Why-go-advanced asks: How about a simple, layman explanation for what use a normal user would have for advanced file systems. Is there a huge benefit of either of these (Btrfs and ZFS) over ext4 for a regular user?

DistroWatch answers: Yes, there are certainly many advantages for regular users who are interested in switching from a traditional file system such as ext4 and moving to either Btrfs or ZFS. I'm going to focus mostly on ZFS here as it is the technology I've used the most and therefore I'm more familiar with it, but much of what I say about ZFS will be applicable to Btrfs as well.

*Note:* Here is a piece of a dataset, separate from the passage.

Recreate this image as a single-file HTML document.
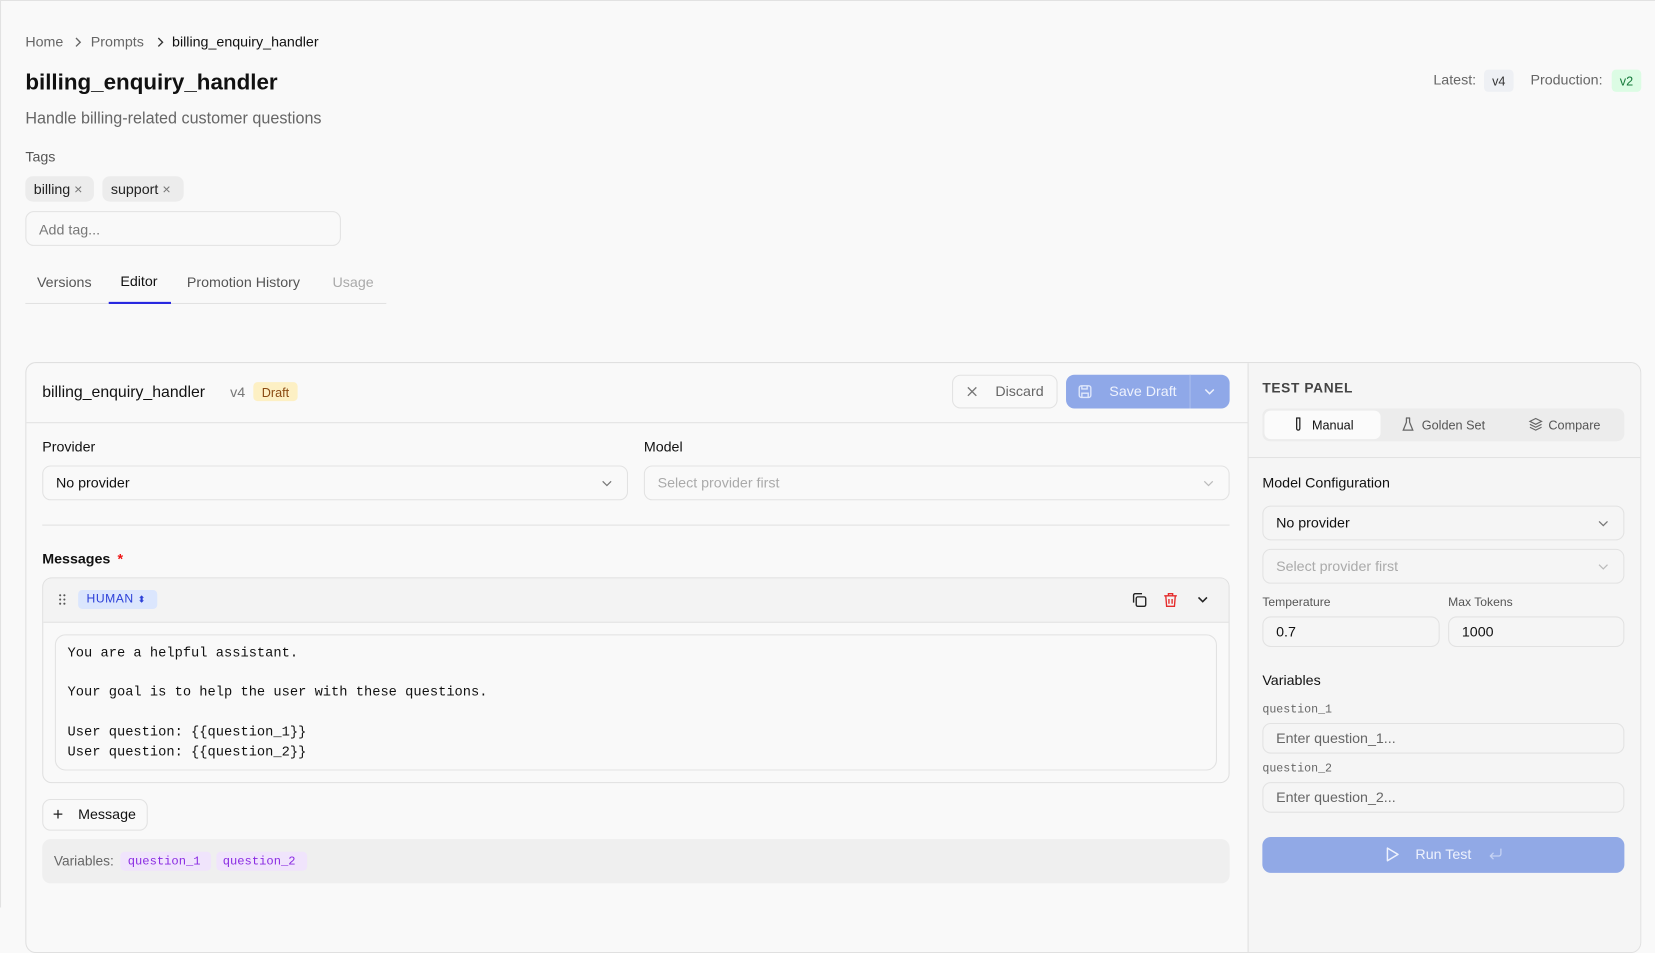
<!DOCTYPE html>
<html><head><meta charset="utf-8"><style>
*{box-sizing:border-box;margin:0;padding:0}
html,body{width:1655px;height:899px;overflow:hidden;background:#f9f9f9;font-family:"Liberation Sans",sans-serif;color:#111}
#r{position:absolute;left:0;top:0;width:1568px;height:860px;transform:scale(1.05548);transform-origin:0 0;box-shadow:inset 1px 1px 0 #e2e2e2}
.a{position:absolute;white-space:nowrap}
.box{position:absolute;border:1px solid #e2e2e2;border-radius:8px;background:#f9f9f9}
.mono{font-family:"Liberation Mono",monospace}
.sel{position:absolute;border:1px solid #e2e2e2;border-radius:8px;background:#f9f9f9;font-size:13.5px;padding-left:12px;display:flex;align-items:center}
.chev{position:absolute;right:14px;top:50%;margin-top:-4px}
</style></head><body><div id="r">
<div class="a" style="left:24px;top:32px;font-size:13.5px;color:#666">Home</div>
<svg class="a" style="left:70px;top:35px" width="8" height="10" viewBox="0 0 8 10"><path d="M2 1l4 4-4 4" fill="none" stroke="#666" stroke-width="1.3"/></svg>
<div class="a" style="left:86px;top:32px;font-size:13.5px;color:#666">Prompts</div>
<svg class="a" style="left:148px;top:35px" width="8" height="10" viewBox="0 0 8 10"><path d="M2 1l4 4-4 4" fill="none" stroke="#333" stroke-width="1.3"/></svg>
<div class="a" style="left:163px;top:32px;font-size:13.5px;color:#111">billing_enquiry_handler</div>
<div class="a" style="left:24px;top:67px;font-size:21.2px;font-weight:700;color:#111">billing_enquiry_handler</div>
<div class="a" style="left:24px;top:104px;font-size:15.3px;color:#666">Handle billing-related customer questions</div>
<div class="a" style="left:24px;top:141px;font-size:13.5px;color:#555">Tags</div>
<div class="a" style="left:24px;top:167px;width:65px;height:24px;background:#ececec;border-radius:7px;font-size:13.5px;padding:5px 0 0 8px;color:#222">billing <span style="color:#777">×</span></div>
<div class="a" style="left:97px;top:167px;width:77px;height:24px;background:#ececec;border-radius:7px;font-size:13.5px;padding:5px 0 0 8px;color:#222">support <span style="color:#777">×</span></div>
<div class="box" style="left:24px;top:200px;width:299px;height:33px;font-size:13.5px;color:#777;padding:9px 0 0 12px">Add tag...</div>
<div class="a" style="left:35px;top:260px;font-size:13.5px;color:#555">Versions</div>
<div class="a" style="left:114px;top:259px;font-size:13.5px;color:#111">Editor</div>
<div class="a" style="left:177px;top:260px;font-size:13.5px;color:#555">Promotion History</div>
<div class="a" style="left:315px;top:260px;font-size:13.5px;color:#aaa">Usage</div>
<div class="a" style="left:24px;top:287px;width:342px;height:1px;background:#e2e2e2"></div>
<div class="a" style="left:103px;top:286px;width:59px;height:2px;background:#2727e0"></div>
<div class="a" style="left:1358px;top:68px;font-size:13.5px;color:#666">Latest:</div>
<div class="a" style="left:1406px;top:66px;width:28px;height:21px;background:#eef0f4;border-radius:4px;font-size:12px;color:#333;text-align:center;padding-top:4px">v4</div>
<div class="a" style="left:1450px;top:68px;font-size:13.5px;color:#666">Production:</div>
<div class="a" style="left:1527px;top:66px;width:28px;height:21px;background:#dcfce4;border-radius:4px;font-size:12px;color:#167a3a;text-align:center;padding-top:4px">v2</div>
<div class="a" style="left:24px;top:343px;width:1531px;height:560px;border:1px solid #e0e0e0;border-radius:10px;background:#f9f9f9;overflow:hidden">
  <div class="a" style="left:1157px;top:0;width:376px;height:560px;background:#f5f5f5;border-left:1px solid #e0e0e0"></div>
  <div class="a" style="left:0;top:56px;width:1157px;height:1px;background:#e2e2e2"></div>
  <div class="a" style="left:1157px;top:89px;width:376px;height:1px;background:#e2e2e2"></div>
</div>
<div class="a" style="left:40px;top:363px;font-size:15px;color:#111">billing_enquiry_handler</div>
<div class="a" style="left:218px;top:364px;font-size:13.5px;color:#777">v4</div>
<div class="a" style="left:240px;top:362px;width:42px;height:18px;background:#fdf0c4;border-radius:4px;font-size:12px;color:#8a4a12;text-align:center;padding-top:3px">Draft</div>
<div class="box" style="left:902px;top:355px;width:100px;height:32px"></div>
<svg class="a" style="left:915px;top:365px" width="12" height="12" viewBox="0 0 12 12"><path d="M2 2l8 8M10 2l-8 8" stroke="#777" stroke-width="1.3"/></svg>
<div class="a" style="left:943px;top:363px;font-size:13.5px;color:#666">Discard</div>
<div class="a" style="left:1010px;top:355px;width:155px;height:32px;background:#8fa8e8;border-radius:8px"></div>
<div class="a" style="left:1127px;top:355px;width:1px;height:32px;background:#a9bdee"></div>
<svg class="a" style="left:1021px;top:364px" width="14" height="14" viewBox="0 0 14 14"><rect x="1.5" y="1.5" width="11" height="11" rx="2" fill="none" stroke="#dfe7fb" stroke-width="1.3"/><path d="M4 1.5v3h5v-3M4 12.5v-4h6v4" fill="none" stroke="#dfe7fb" stroke-width="1.3"/></svg>
<div class="a" style="left:1051px;top:363px;font-size:13.5px;color:#eef2fd">Save Draft</div>
<svg class="a" style="left:1141px;top:367px" width="10" height="8" viewBox="0 0 10 8"><path d="M1 2l4 4 4-4" fill="none" stroke="#eef2fd" stroke-width="1.4"/></svg>
<div class="a" style="left:40px;top:416px;font-size:13.5px">Provider</div>
<div class="sel" style="left:40px;top:441px;width:555px;height:33px">No provider<svg class="chev" width="10" height="8" viewBox="0 0 10 8"><path d="M1 2l4 4 4-4" fill="none" stroke="#777" stroke-width="1.2"/></svg></div>
<div class="a" style="left:610px;top:416px;font-size:13.5px">Model</div>
<div class="sel" style="left:610px;top:441px;width:555px;height:33px;color:#aaa">Select provider first<svg class="chev" width="10" height="8" viewBox="0 0 10 8"><path d="M1 2l4 4 4-4" fill="none" stroke="#bbb" stroke-width="1.2"/></svg></div>
<div class="a" style="left:40px;top:497px;width:1125px;height:1px;background:#e2e2e2"></div>
<div class="a" style="left:40px;top:522px;font-size:13.5px;font-weight:700">Messages <span style="color:#e11;margin-left:3px">*</span></div>
<div class="a" style="left:40px;top:547px;width:1125px;height:195px;border:1px solid #e0e0e0;border-radius:9px;background:#f9f9f9;overflow:hidden">
  <div style="height:42px;background:#f3f3f3;border-bottom:1px solid #e2e2e2"></div>
</div>
<svg class="a" style="left:55px;top:562px" width="8" height="12" viewBox="0 0 8 12"><g fill="#555"><circle cx="2" cy="2" r="1"/><circle cx="6" cy="2" r="1"/><circle cx="2" cy="6" r="1"/><circle cx="6" cy="6" r="1"/><circle cx="2" cy="10" r="1"/><circle cx="6" cy="10" r="1"/></g></svg>
<div class="a" style="left:74px;top:559px;width:75px;height:18px;background:#dbe6fd;border-radius:4px;font-size:11.5px;color:#2b3fd8;padding:3px 0 0 8px;letter-spacing:.5px">HUMAN <span style="font-size:9px">⬍</span></div>
<svg class="a" style="left:1072px;top:561px" width="15" height="15" viewBox="0 0 15 15"><rect x="4.5" y="4.5" width="9" height="9" rx="1.5" fill="none" stroke="#222" stroke-width="1.3"/><path d="M2 10V3a1.5 1.5 0 0 1 1.5-1.5H10" fill="none" stroke="#222" stroke-width="1.3"/></svg>
<svg class="a" style="left:1102px;top:561px" width="14" height="15" viewBox="0 0 14 15"><path d="M1 3.5h12M5 3.5V1.5h4v2M2.5 3.5l.8 10h7.4l.8-10M5.5 6.5v4.5M8.5 6.5v4.5" fill="none" stroke="#e52b2b" stroke-width="1.3"/></svg>
<svg class="a" style="left:1134px;top:564px" width="11" height="8" viewBox="0 0 11 8"><path d="M1.5 2l4 4 4-4" fill="none" stroke="#222" stroke-width="1.5"/></svg>
<div class="box" style="left:52px;top:601px;width:1101px;height:129px;border-radius:10px"></div>
<div class="a mono" style="left:64px;top:610px;font-size:13px;line-height:18.7px;color:#111;white-space:pre">You are a helpful assistant.

Your goal is to help the user with these questions.

User question: {{question_1}}
User question: {{question_2}}</div>
<div class="box" style="left:40px;top:757px;width:100px;height:30px"></div>
<div class="a" style="left:50px;top:762px;font-size:17px;color:#222">+</div>
<div class="a" style="left:74px;top:764px;font-size:13.5px">Message</div>
<div class="a" style="left:40px;top:795px;width:1125px;height:42px;background:#efefef;border-radius:8px"></div>
<div class="a" style="left:51px;top:808px;font-size:13px;color:#666">Variables:</div>
<div class="a mono" style="left:114px;top:807px;width:86px;height:18px;background:#f0e4fc;border-radius:4px;font-size:11.5px;color:#8a2be2;padding:3px 0 0 7px">question_1</div>
<div class="a mono" style="left:205px;top:807px;width:86px;height:18px;background:#f0e4fc;border-radius:4px;font-size:11.5px;color:#8a2be2;padding:3px 0 0 6px">question_2</div>
<div class="a" style="left:1196px;top:360px;font-size:13px;font-weight:700;color:#444;letter-spacing:.6px">TEST PANEL</div>
<div class="a" style="left:1196px;top:387px;width:343px;height:31px;background:#ececec;border-radius:7px"></div>
<div class="a" style="left:1198px;top:389px;width:110px;height:27px;background:#fbfbfb;border-radius:6px"></div>
<svg class="a" style="left:1225px;top:395px" width="10" height="14" viewBox="0 0 10 14"><path d="M3 1h4M3.5 1v10a1.5 1.5 0 0 0 3 0V1" fill="none" stroke="#222" stroke-width="1.2"/></svg>
<div class="a" style="left:1243px;top:396px;font-size:12px;color:#111">Manual</div>
<svg class="a" style="left:1328px;top:395px" width="12" height="14" viewBox="0 0 12 14"><path d="M4 1h4M4.5 1v4L1.5 12.5h9L7.5 5V1" fill="none" stroke="#666" stroke-width="1.2"/></svg>
<div class="a" style="left:1347px;top:396px;font-size:12px;color:#555">Golden Set</div>
<svg class="a" style="left:1448px;top:395px" width="14" height="14" viewBox="0 0 14 14"><path d="M7 1.5l5.5 2.7L7 7 1.5 4.2zM1.5 7L7 9.8 12.5 7M1.5 9.8L7 12.5l5.5-2.7" fill="none" stroke="#666" stroke-width="1.1"/></svg>
<div class="a" style="left:1467px;top:396px;font-size:12px;color:#555">Compare</div>
<div class="a" style="left:1196px;top:450px;font-size:13.5px;color:#111">Model Configuration</div>
<div class="sel" style="left:1196px;top:479px;width:343px;height:33px;background:#f5f5f5">No provider<svg class="chev" width="10" height="8" viewBox="0 0 10 8"><path d="M1 2l4 4 4-4" fill="none" stroke="#777" stroke-width="1.2"/></svg></div>
<div class="sel" style="left:1196px;top:520px;width:343px;height:33px;background:#f5f5f5;color:#aaa">Select provider first<svg class="chev" width="10" height="8" viewBox="0 0 10 8"><path d="M1 2l4 4 4-4" fill="none" stroke="#bbb" stroke-width="1.2"/></svg></div>
<div class="a" style="left:1196px;top:565px;font-size:11.5px;color:#555">Temperature</div>
<div class="a" style="left:1372px;top:565px;font-size:11.5px;color:#555">Max Tokens</div>
<div class="sel" style="left:1196px;top:584px;width:168px;height:29px;background:#f5f5f5">0.7</div>
<div class="sel" style="left:1372px;top:584px;width:167px;height:29px;background:#f5f5f5">1000</div>
<div class="a" style="left:1196px;top:637px;font-size:13.5px">Variables</div>
<div class="a mono" style="left:1196px;top:667px;font-size:11px;color:#666">question_1</div>
<div class="sel" style="left:1196px;top:685px;width:343px;height:29px;background:#f5f5f5;color:#666">Enter question_1...</div>
<div class="a mono" style="left:1196px;top:723px;font-size:11px;color:#666">question_2</div>
<div class="sel" style="left:1196px;top:741px;width:343px;height:29px;background:#f5f5f5;color:#666">Enter question_2...</div>
<div class="a" style="left:1196px;top:793px;width:343px;height:34px;background:#91a9e6;border-radius:8px"></div>
<svg class="a" style="left:1312px;top:802px" width="14" height="15" viewBox="0 0 14 15"><path d="M2.5 1.5v12l10-6z" fill="none" stroke="#eef2fd" stroke-width="1.4" stroke-linejoin="round"/></svg>
<div class="a" style="left:1341px;top:802px;font-size:13.5px;color:#eef2fd">Run Test</div>
<svg class="a" style="left:1410px;top:803px" width="14" height="13" viewBox="0 0 14 13"><path d="M12 1v5a2 2 0 0 1-2 2H2M5 5L2 8l3 3" fill="none" stroke="#c6d3f4" stroke-width="1.2"/></svg>
</div></body></html>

The first and perhaps most obvious advantage is the ease of setting up these advanced file systems. When you install Linux on a traditional file system or when you add a new partition to an existing installation, what are the steps? We have to create a partition, we need to format that partition and then we need to assign the partition a mount point, probably by adding an entry to our system's fstab file. If we are lucky our distribution's installer will take care of a lot of this for us, but we still need to divide up the hard disk, select the size of the new partition, format it and select its mount point. ZFS makes this wonderfully easy. Adding ZFS storage space (called a pool) to our operating system is often a one step event. We tell ZFS to take over a hard disk (or an existing partition) and it takes care of the formating and mounting. We don't have to format anything, in many cases we don't need to partition anything, ZFS just takes care of it for us. Recently I added a ZFS storage pool to one of my systems and the command was simply this:
zpool create Data /dev/sdb
Given this command ZFS created a new storage pool using the second hard disk on my machine, handled any formatting it might need, created a new directory called /Data and mounted the new storage space under my new Data directory. When I rebooted the machine the new storage space was automatically mounted and available for me. It's very convenient this way.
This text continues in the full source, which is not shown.